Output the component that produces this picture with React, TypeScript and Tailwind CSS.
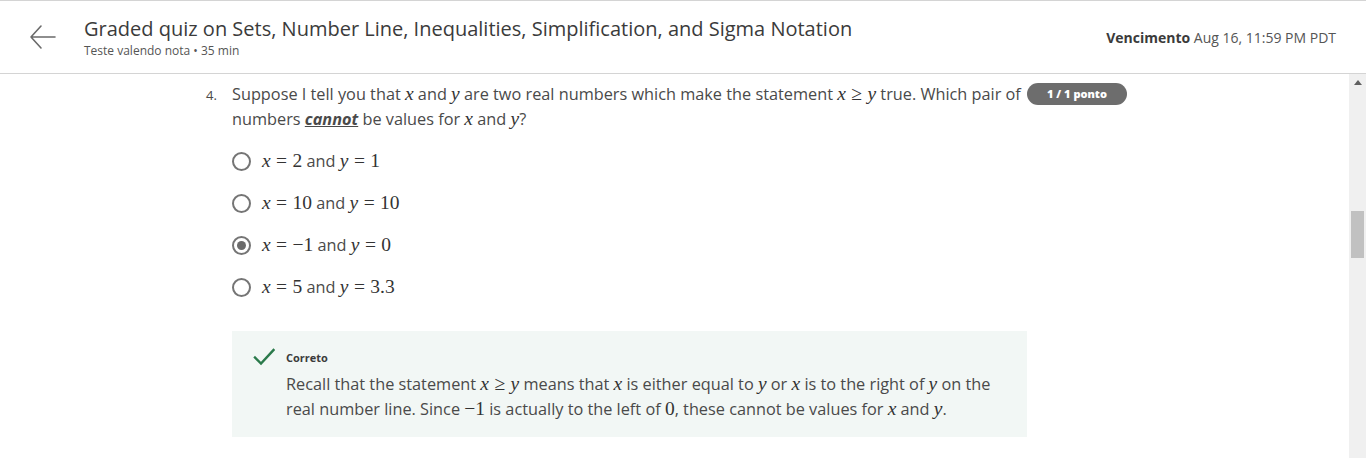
import React from "react";

// Inline math, rendered roughly like KaTeX output.
function V({ children }: { children: React.ReactNode }) {
  return <span className="italic">{children}</span>;
}

// Relation symbol with KaTeX-like thick spacing on both sides.
function R({ children }: { children: React.ReactNode }) {
  return <span className="mx-[0.28em]">{children}</span>;
}

function M({ children }: { children: React.ReactNode }) {
  return (
    <span className="font-['Liberation_Serif',serif] text-[19.5px] leading-none text-[#333]">
      {children}
    </span>
  );
}

const OPTIONS: { x: string; y: string; selected?: boolean }[] = [
  { x: "2", y: "1" },
  { x: "10", y: "10" },
  { x: "\u22121", y: "0", selected: true },
  { x: "5", y: "3.3" },
];

function Radio({ selected }: { selected?: boolean }) {
  return (
    <span className="flex h-[19px] w-[19px] items-center justify-center rounded-full border-2 border-[#757575] bg-white">
      {selected && <span className="h-[9px] w-[9px] rounded-full bg-[#6b6b6b]" />}
    </span>
  );
}

export default function App() {
  return (
    <div className="flex h-[458px] w-[1366px] flex-col overflow-hidden bg-white font-['Open_Sans',sans-serif] text-[#4a4a4a]">
      {/* Header */}
      <header className="flex h-[74px] shrink-0 items-center border-t border-b border-[#d4d4d4] pr-[30px]">
        <div className="flex w-[84px] justify-center pl-[2px]">
          <svg width="28" height="28" viewBox="0 0 28 28" fill="none" stroke="#6a6a6a" strokeWidth="1.6" strokeLinecap="round" strokeLinejoin="round">
            <path d="M26 14H2M12 3L2 14l10 11" />
          </svg>
        </div>
        <div className="flex flex-1 flex-col">
          <h1 className="text-[20px] leading-[24px] text-[#3b3b3b]">
            Graded quiz on Sets, Number Line, Inequalities, Simplification, and Sigma Notation
          </h1>
          <span className="mt-[2px] text-[12px] leading-[15px] text-[#555]">Teste valendo nota • 35 min</span>
        </div>
        <div className="text-[14px] text-[#555]">
          <span className="font-bold text-[#3b3b3b]">Vencimento</span> Aug 16, 11:59 PM PDT
        </div>
      </header>

      <div className="flex min-h-0 flex-1">
        <main className="flex-1 pl-[206px] pt-[8px]">
          {/* Question */}
          <div className="flex items-start">
            <span className="w-[26px] pt-[3px] text-[13px] leading-[20px]">4.</span>
            <p className="w-[795px] text-[16.3px] leading-[25px]">
              Suppose I tell you that <M><V>x</V></M> and <M><V>y</V></M> are two real numbers which make the statement{" "}
              <M><V>x</V><R>≥</R><V>y</V></M> true. Which pair of
              <br />
              numbers <strong className="font-bold italic underline">cannot</strong> be values for <M><V>x</V></M> and{" "}
              <M><V>y</V></M>?
            </p>
            <span className="mt-[1px] flex h-[22px] w-[100px] items-center justify-center rounded-full bg-[#6d6d6d] text-[11px] font-extrabold text-white">
              1 / 1 ponto
            </span>
          </div>

          {/* Options */}
          <div className="ml-[26px] mt-[8px] flex flex-col">
            {OPTIONS.map((o, i) => (
              <div key={i} className="flex h-[42px] items-center gap-[11px] text-[16.3px]">
                <Radio selected={o.selected} />
                <span>
                  <M><V>x</V><R>=</R>{o.x}</M> and <M><V>y</V><R>=</R>{o.y}</M>
                </span>
              </div>
            ))}
          </div>

          {/* Feedback */}
          <div className="ml-[26px] mt-[23px] w-[795px] bg-[#f2f7f5] pb-[15px] pl-[21px] pt-[19px]">
            <div className="flex items-start gap-[11px]">
              <svg width="22" height="18" viewBox="0 0 22 18" fill="none" stroke="#2b7a4b" strokeWidth="2.4" strokeLinecap="square" className="mt-[-2px] shrink-0">
                <path d="M2 9.5l6 6L20.5 2" />
              </svg>
              <div className="flex flex-col">
                <span className="text-[11px] font-bold leading-[16px] text-[#3b3b3b]">Correto</span>
                <p className="mt-[6px] text-[16.3px] leading-[25px]">
                  Recall that the statement <M><V>x</V><R>≥</R><V>y</V></M> means that <M><V>x</V></M> is either equal to{" "}
                  <M><V>y</V></M> or <M><V>x</V></M> is to the right of <M><V>y</V></M> on the
                  <br />
                  real number line. Since <M>−1</M> is actually to the left of <M>0</M>, these cannot be values for{" "}
                  <M><V>x</V></M> and <M><V>y</V></M>.
                </p>
              </div>
            </div>
          </div>
        </main>

        {/* Scrollbar */}
        <div className="relative flex w-[17px] shrink-0 flex-col items-center bg-[#f0f0f0]">
          <svg width="8" height="5" viewBox="0 0 8 5" className="mt-[6px]">
            <path d="M0 5L4 0l4 5z" fill="#606060" />
          </svg>
          <div className="mt-[126px] h-[47px] w-[13px] bg-[#c1c1c1]" />
        </div>
      </div>
    </div>
  );
}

> Instructions for the task
Omit each picture, then return all of the listing exactly as it stands.

> Worked solution
Output the component that produces this picture with React, TypeScript and Tailwind CSS.
import React from "react";

// Inline math, rendered roughly like KaTeX output.
function V({ children }: { children: React.ReactNode }) {
  return <span className="italic">{children}</span>;
}

// Relation symbol with KaTeX-like thick spacing on both sides.
function R({ children }: { children: React.ReactNode }) {
  return <span className="mx-[0.28em]">{children}</span>;
}

function M({ children }: { children: React.ReactNode }) {
  return (
    <span className="font-['Liberation_Serif',serif] text-[19.5px] leading-none text-[#333]">
      {children}
    </span>
  );
}

const OPTIONS: { x: string; y: string; selected?: boolean }[] = [
  { x: "2", y: "1" },
  { x: "10", y: "10" },
  { x: "\u22121", y: "0", selected: true },
  { x: "5", y: "3.3" },
];

function Radio({ selected }: { selected?: boolean }) {
  return (
    <span className="flex h-[19px] w-[19px] items-center justify-center rounded-full border-2 border-[#757575] bg-white">
      {selected && <span className="h-[9px] w-[9px] rounded-full bg-[#6b6b6b]" />}
    </span>
  );
}

export default function App() {
  return (
    <div className="flex h-[458px] w-[1366px] flex-col overflow-hidden bg-white font-['Open_Sans',sans-serif] text-[#4a4a4a]">
      {/* Header */}
      <header className="flex h-[74px] shrink-0 items-center border-t border-b border-[#d4d4d4] pr-[30px]">
        <div className="flex w-[84px] justify-center pl-[2px]">
          <svg width="28" height="28" viewBox="0 0 28 28" fill="none" stroke="#6a6a6a" strokeWidth="1.6" strokeLinecap="round" strokeLinejoin="round">
            <path d="M26 14H2M12 3L2 14l10 11" />
          </svg>
        </div>
        <div className="flex flex-1 flex-col">
          <h1 className="text-[20px] leading-[24px] text-[#3b3b3b]">
            Graded quiz on Sets, Number Line, Inequalities, Simplification, and Sigma Notation
          </h1>
          <span className="mt-[2px] text-[12px] leading-[15px] text-[#555]">Teste valendo nota • 35 min</span>
        </div>
        <div className="text-[14px] text-[#555]">
          <span className="font-bold text-[#3b3b3b]">Vencimento</span> Aug 16, 11:59 PM PDT
        </div>
      </header>

      <div className="flex min-h-0 flex-1">
        <main className="flex-1 pl-[206px] pt-[8px]">
          {/* Question */}
          <div className="flex items-start">
            <span className="w-[26px] pt-[3px] text-[13px] leading-[20px]">4.</span>
            <p className="w-[795px] text-[16.3px] leading-[25px]">
              Suppose I tell you that <M><V>x</V></M> and <M><V>y</V></M> are two real numbers which make the statement{" "}
              <M><V>x</V><R>≥</R><V>y</V></M> true. Which pair of
              <br />
              numbers <strong className="font-bold italic underline">cannot</strong> be values for <M><V>x</V></M> and{" "}
              <M><V>y</V></M>?
            </p>
            <span className="mt-[1px] flex h-[22px] w-[100px] items-center justify-center rounded-full bg-[#6d6d6d] text-[11px] font-extrabold text-white">
              1 / 1 ponto
            </span>
          </div>

          {/* Options */}
          <div className="ml-[26px] mt-[8px] flex flex-col">
            {OPTIONS.map((o, i) => (
              <div key={i} className="flex h-[42px] items-center gap-[11px] text-[16.3px]">
                <Radio selected={o.selected} />
                <span>
                  <M><V>x</V><R>=</R>{o.x}</M> and <M><V>y</V><R>=</R>{o.y}</M>
                </span>
              </div>
            ))}
          </div>

          {/* Feedback */}
          <div className="ml-[26px] mt-[23px] w-[795px] bg-[#f2f7f5] pb-[15px] pl-[21px] pt-[19px]">
            <div className="flex items-start gap-[11px]">
              <svg width="22" height="18" viewBox="0 0 22 18" fill="none" stroke="#2b7a4b" strokeWidth="2.4" strokeLinecap="square" className="mt-[-2px] shrink-0">
                <path d="M2 9.5l6 6L20.5 2" />
              </svg>
              <div className="flex flex-col">
                <span className="text-[11px] font-bold leading-[16px] text-[#3b3b3b]">Correto</span>
                <p className="mt-[6px] text-[16.3px] leading-[25px]">
                  Recall that the statement <M><V>x</V><R>≥</R><V>y</V></M> means that <M><V>x</V></M> is either equal to{" "}
                  <M><V>y</V></M> or <M><V>x</V></M> is to the right of <M><V>y</V></M> on the
                  <br />
                  real number line. Since <M>−1</M> is actually to the left of <M>0</M>, these cannot be values for{" "}
                  <M><V>x</V></M> and <M><V>y</V></M>.
                </p>
              </div>
            </div>
          </div>
        </main>

        {/* Scrollbar */}
        <div className="relative flex w-[17px] shrink-0 flex-col items-center bg-[#f0f0f0]">
          <svg width="8" height="5" viewBox="0 0 8 5" className="mt-[6px]">
            <path d="M0 5L4 0l4 5z" fill="#606060" />
          </svg>
          <div className="mt-[126px] h-[47px] w-[13px] bg-[#c1c1c1]" />
        </div>
      </div>
    </div>
  );
}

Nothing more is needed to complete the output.